QUESTION: I'm from BBC World Service, Burmese Language Radio.

Dr. Rice, are you happy with the ASEAN statement on Myanmar? First ASEAN sounded very tough, but when the actual joint statement came out, it's quite softened again. They are going to engage -- continue to engage with Myanmar government, Burmese government. Are you happy with that ASEAN stand? And what sort of position from ASEAN are you expecting? That is my first question.

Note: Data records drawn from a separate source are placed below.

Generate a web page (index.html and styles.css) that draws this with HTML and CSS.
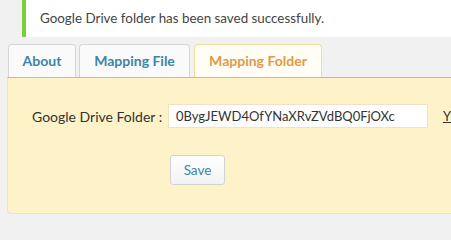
FILE: index.html
```html
<!DOCTYPE html>
<html>
<head>
<meta charset="utf-8">
<link rel="stylesheet" href="styles.css">
</head>
<body>
<div class="notice">Google Drive folder has been saved successfully.</div>
<div class="tabs">
  <div class="tab tab-about">About</div>
  <div class="tab tab-file">Mapping File</div>
  <div class="tab tab-folder active">Mapping Folder</div>
</div>
<div class="panel">
  <div class="row">
    <label class="label">Google Drive Folder :</label>
    <div class="input">0BygJEWD4OfYNaXRvZVdBQ0FjOXc</div>
    <a class="link">Y</a>
  </div>
  <div class="actions">
    <button class="btn">Save</button>
  </div>
</div>
</body>
</html>
```
FILE: styles.css
```css
html, body {
  margin: 0;
  padding: 0;
  background: #f1f1f1;
  font-family: "Lato", "Open Sans", sans-serif;
  color: #333;
  overflow: hidden;
}
.notice {
  margin-left: 22px;
  height: 37px;
  box-sizing: border-box;
  background: #fff;
  border-left: 4px solid #7ad03a;
  padding-left: 14px;
  font-size: 13.4px;
  line-height: 37px;
  color: #444;
}
.tabs {
  display: flex;
  gap: 3px;
  margin-top: 7px;
  padding-left: 8px;
}
.tab {
  height: 33px;
  box-sizing: border-box;
  border: 1px solid #d6d6d6;
  border-bottom: none;
  border-radius: 4px 4px 0 0;
  background: #fafafa;
  color: #3a86a8;
  font-weight: bold;
  font-size: 14px;
  line-height: 32px;
  text-align: center;
}
.tab-about { width: 68px; }
.tab-file { width: 111px; }
.tab-folder { width: 128px; margin-left: 1px; }
.tab.active {
  background: #fffdf4;
  border-color: #f0dc9c;
  color: #df9a4a;
}
.panel {
  margin-left: 7px;
  height: 137px;
  box-sizing: border-box;
  background: #fdf2c8;
  border-top: 1px solid #e1b56a;
  border-left: 1px solid #e2e2e2;
  border-bottom: 1px solid #e2e2e2;
  border-radius: 0 0 0 4px;
  padding: 26px 0 0 24px;
}
.row {
  display: flex;
  align-items: center;
  height: 24px;
}
.label {
  width: 130px;
  font-size: 14px;
  color: #333;
  white-space: nowrap;
}
.input {
  margin-left: 6px;
  width: 262px;
  height: 24px;
  box-sizing: border-box;
  background: #fff;
  border: 1px solid #eee4c4;
  font-size: 13px;
  line-height: 22px;
  padding-left: 7px;
  color: #333;
}
.link {
  margin-left: 15px;
  font-size: 13px;
  color: #333;
  text-decoration: underline;
}
.actions {
  margin-top: 27px;
  padding-left: 138px;
}
.btn {
  width: 55px;
  height: 30px;
  box-sizing: border-box;
  border: 1px solid #d4d4d4;
  border-radius: 3px;
  background: linear-gradient(#ffffff, #f3f3f3);
  color: #3a86a8;
  font-family: "Lato", "Open Sans", sans-serif;
  font-size: 13.5px;
  padding: 0;
}
```
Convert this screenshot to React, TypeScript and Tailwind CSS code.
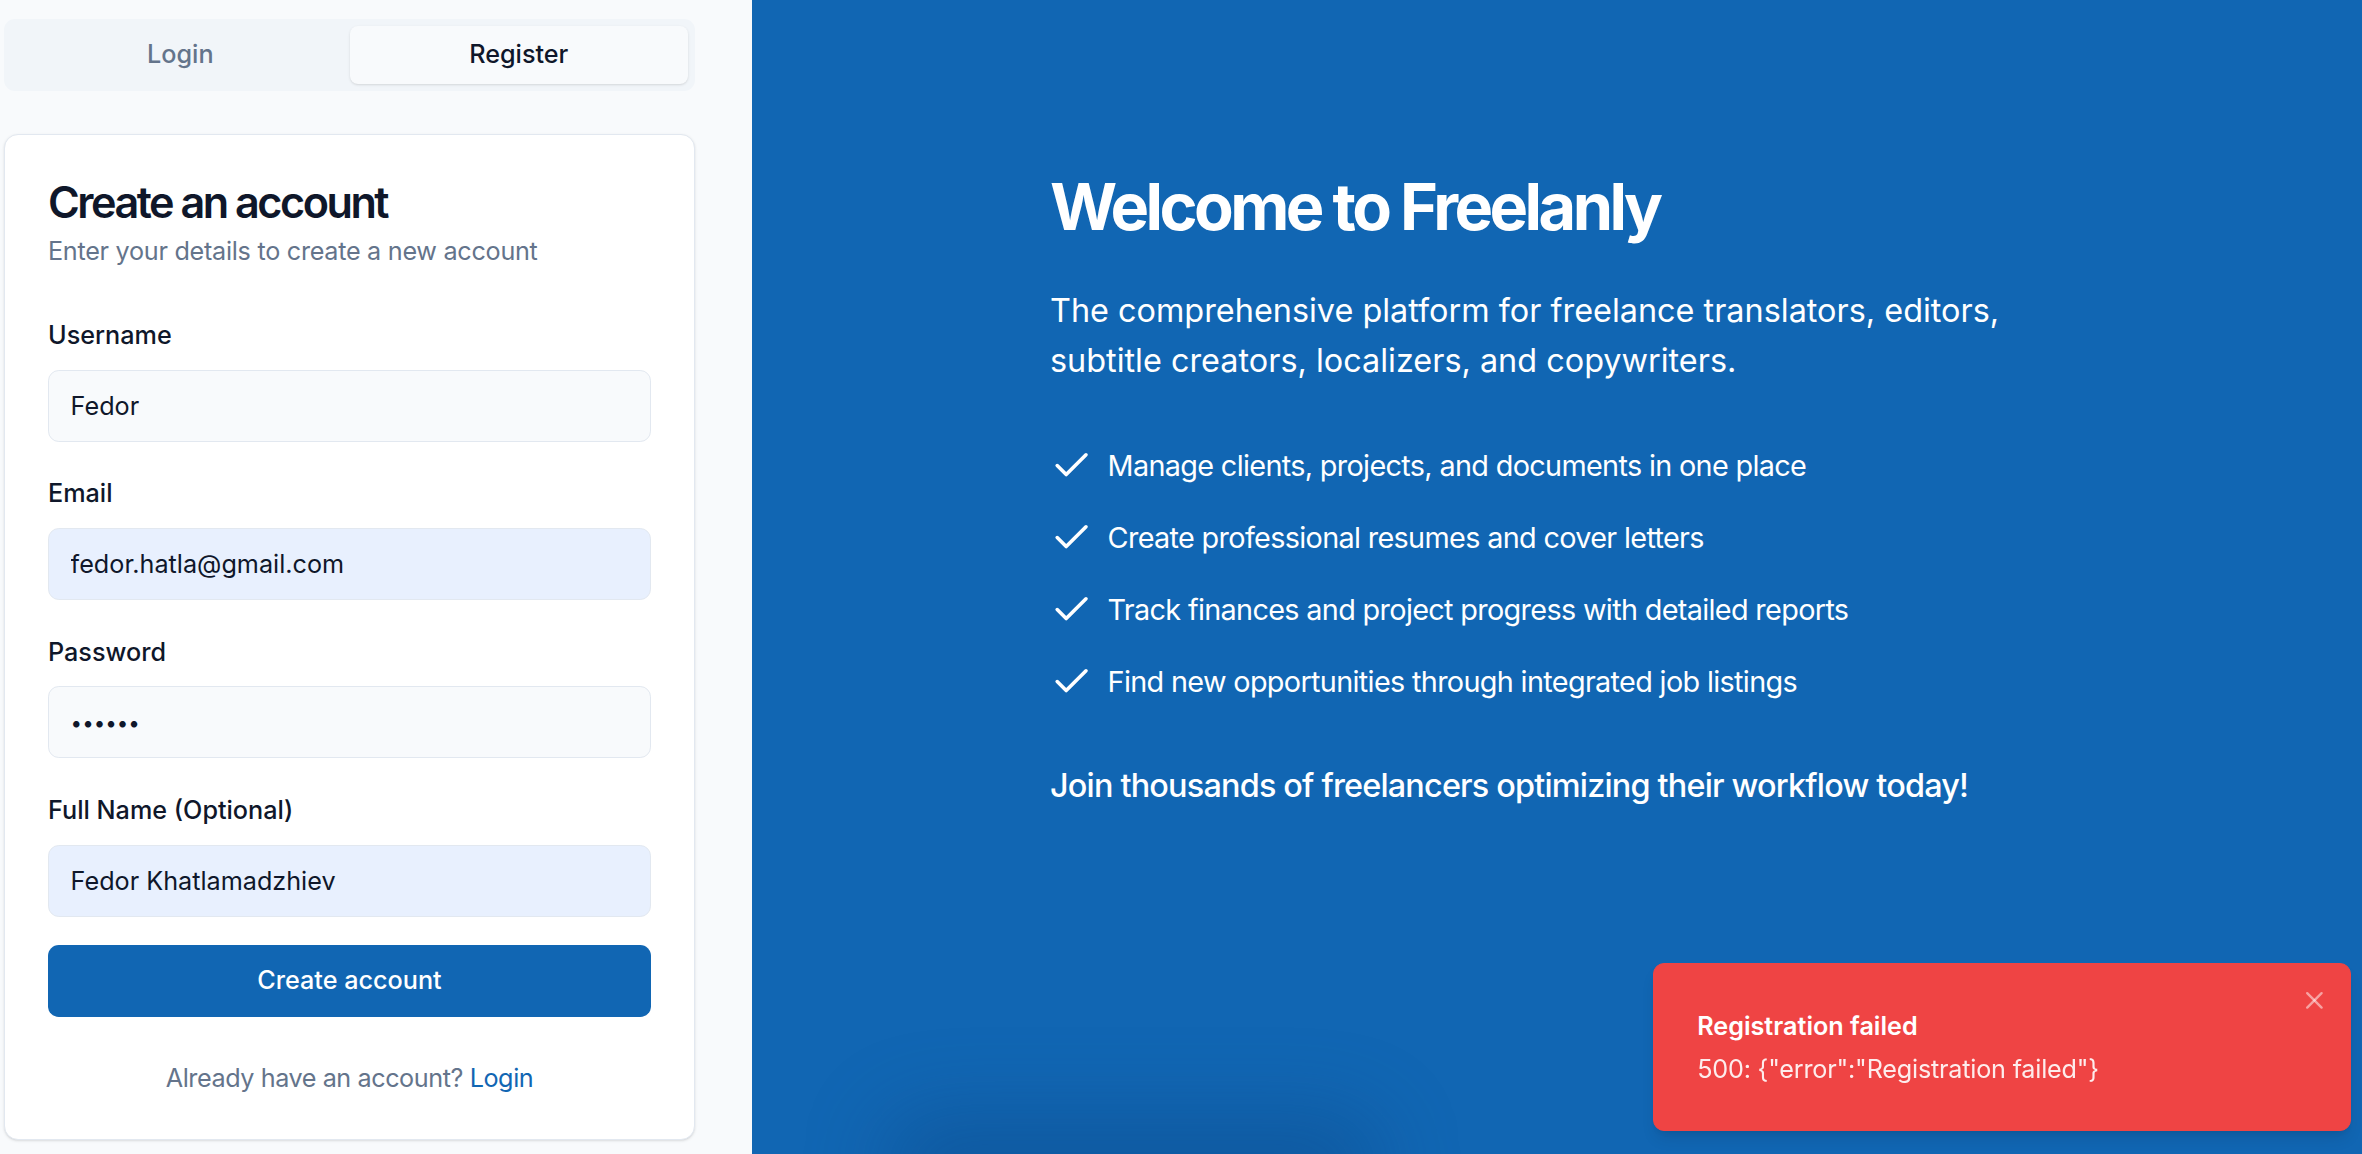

And my second question is, why United States is not giving humanitarian assistance to Burma for example, the HIV/AIDS assistance? Are you relating political situation and the humanitarian assistance --


SECRETARY RICE: Thank you. First of all, I have been around international diplomacy and conferences enough to know that a statement like the one that ASEAN has made on Burma is an important evolution of the ASEAN position to one that I think is becoming more clear about the challenge that the international system faces with Burma. I know, too, that members of ASEAN have spoken quite clearly about the need for the junta to make political reform and that Aung San Suu Kyi should be released and released unconditionally and as quickly as possible.

I have had extensive discussions with my ASEAN colleagues individually as well as as a group about the need to press the Burmese regime to make changes, and I am confident that those conversations are going on. The -- one can't be in a position of even thinking about assistance for a regime that behaves in the way that the Burmese regime behaves.

The United States is seeking a U.N. Security Council resolution that would make very clear the world's condemnation of the activities of the Burmese regime, particularly in relationship to the opposition and to Aung San Suu Kyi, and we will continue to seek that means.

FOREIGN MINISTER HAMID: Thank you very much.